Makkonen succeeded so well in restoring a relatively stable level of profitability that at the time that Jaako Lassila took over leadership of Kansallis in 1983, the bank was on solid footing and ready to resume its expansionist programs. International expansion and deregulation worked together to create a lively money market business. However, the structure of the Finnish money market dictated relatively high interest rates on deposits and relatively low rates on loans; together with a low currency exchange rate, these conditions diminished the profitability of money market instruments.
More reliable sources of income over the years have been Kansallis’s extensive investment-banking program, its corporate-advisory services—particularly in the rash of mergers and acquisitions during the 1980s—and its comprehensive retail- and private-banking services. Kansallis handles the majority of financial transactions within the nation and the majority of foreign payments. As computerization has speeded these processes, it has also increased the bank’s profit margin.
A reorganization that took effect in 1988 created a cluster system for Kansallis’s branch banking, streamlining operations and increasing profitability through a profit-center concept.
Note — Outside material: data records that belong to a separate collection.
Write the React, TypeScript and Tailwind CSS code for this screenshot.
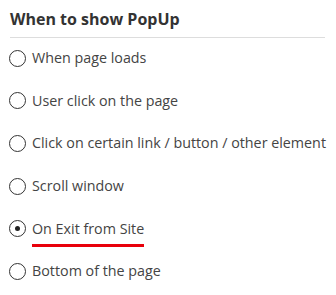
import React from "react";

const options = [
  "When page loads",
  "User click on the page",
  "Click on certain link / button / other element",
  "Scroll window",
  "On Exit from Site",
  "Bottom of the page",
];

function Radio({ checked }: { checked: boolean }) {
  return (
    <span className="flex h-[17px] w-[17px] shrink-0 items-center justify-center rounded-full border border-[#333] bg-white">
      {checked && <span className="h-[5px] w-[5px] rounded-full bg-[#222]" />}
    </span>
  );
}

export default function App() {
  return (
    <div className="h-[295px] w-[336px] bg-white font-['Open_Sans',sans-serif]">
      <div className="ml-[10px] mr-[11px] border-b border-[#dddddd] pt-[8px] pb-[7px]">
        <h2 className="text-[16px] font-bold leading-[22px] text-[#333]">When to show PopUp</h2>
      </div>
      <div className="flex flex-col gap-[18.7px] pl-[9px] pt-[8px]">
        {options.map((o, i) => (
          <div key={o} className="flex h-[24px] items-center gap-[6px]">
            <Radio checked={i === 4} />
            <span className="relative whitespace-nowrap text-[14.3px] leading-[24px] text-[#444]">
              {o}
              {i === 4 && (
                <span className="absolute left-0 right-0 top-[27px] h-[3px] bg-[#e8000b]" />
              )}
            </span>
          </div>
        ))}
      </div>
    </div>
  );
}
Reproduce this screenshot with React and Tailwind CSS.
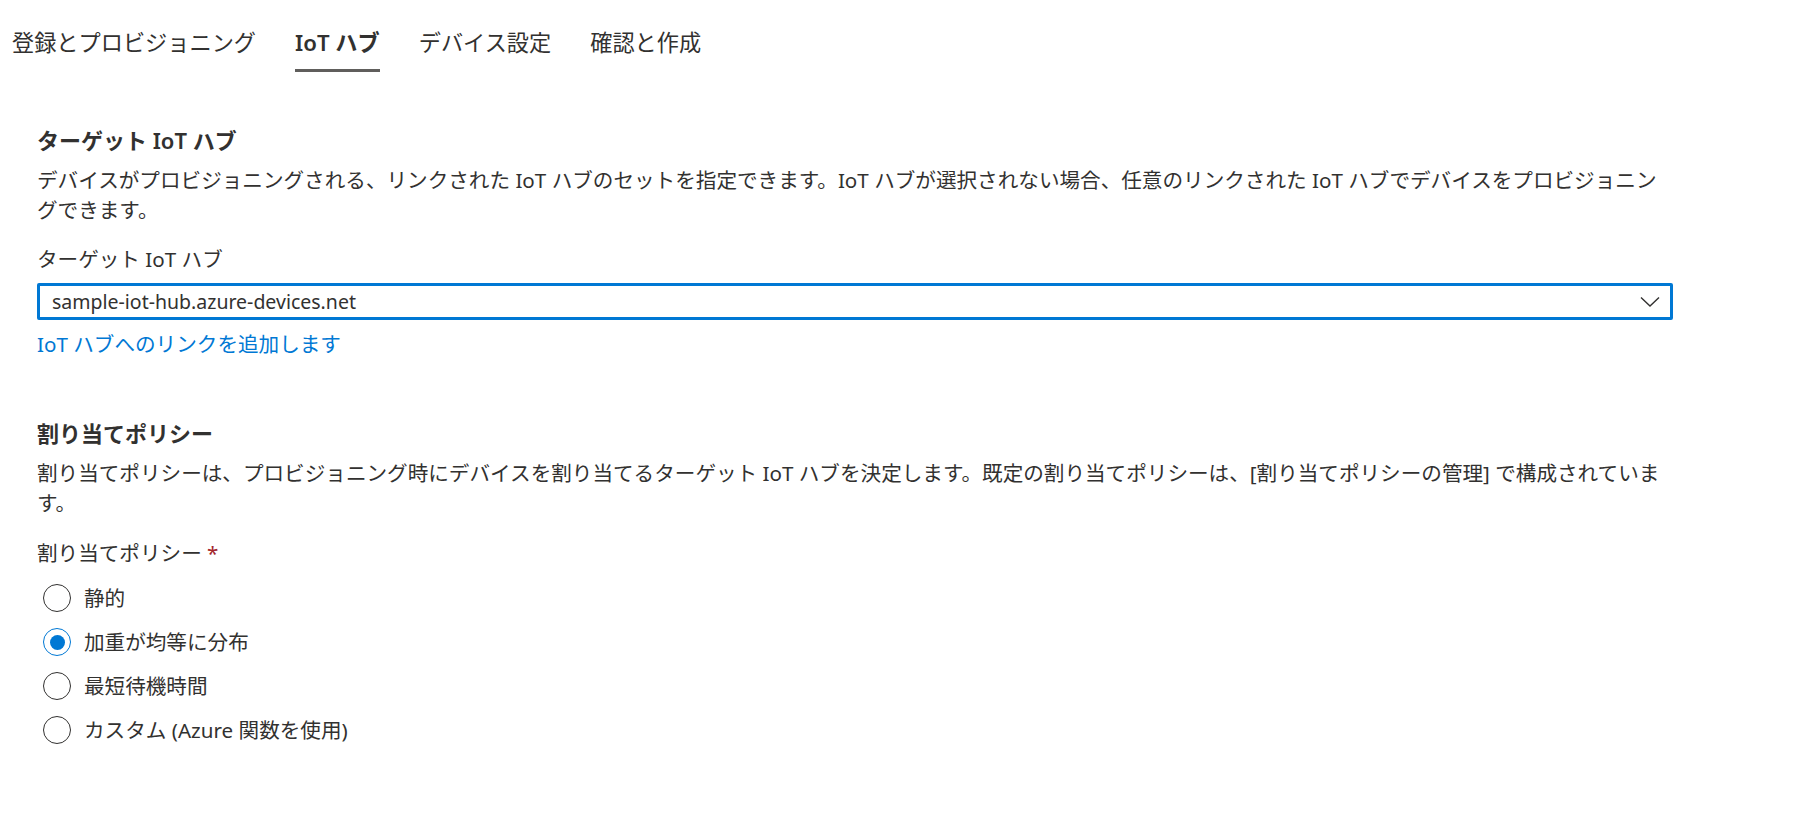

Electronic funds-transfer operations at point of sale for retail businesses and a microcomputer-based information system expanded the bank’s services.
Also during 1988, Kansallis entered into an agreement with the Swedish bank Proventus A.B. that resulted in joint ownership of a holding company and the sale of a Kansallis Swedish subsidiary to Gütabanken, a move that provided Kansallis with improved opportunities for operating in the Swedish market.
The liberalization of capital movements in the European Common Market that is targeted for 1992 should provide Kansallis with further opportunities for growth and expansion.
Principal Subsidiaries:
Kansallis Finance Limited; Kansallis Mortgage Bank Limited; KOP-Rahasto Oy; Kan-salliskortti Oy; Kansallis International Bank (Asia-Pacific) Limited (Singapore); Kansallis International Bank S.A. (Luxembourg); Kansallis Overseas Bank Limited (Bahamas); Nordinanz Bank Zurich (Switzerland).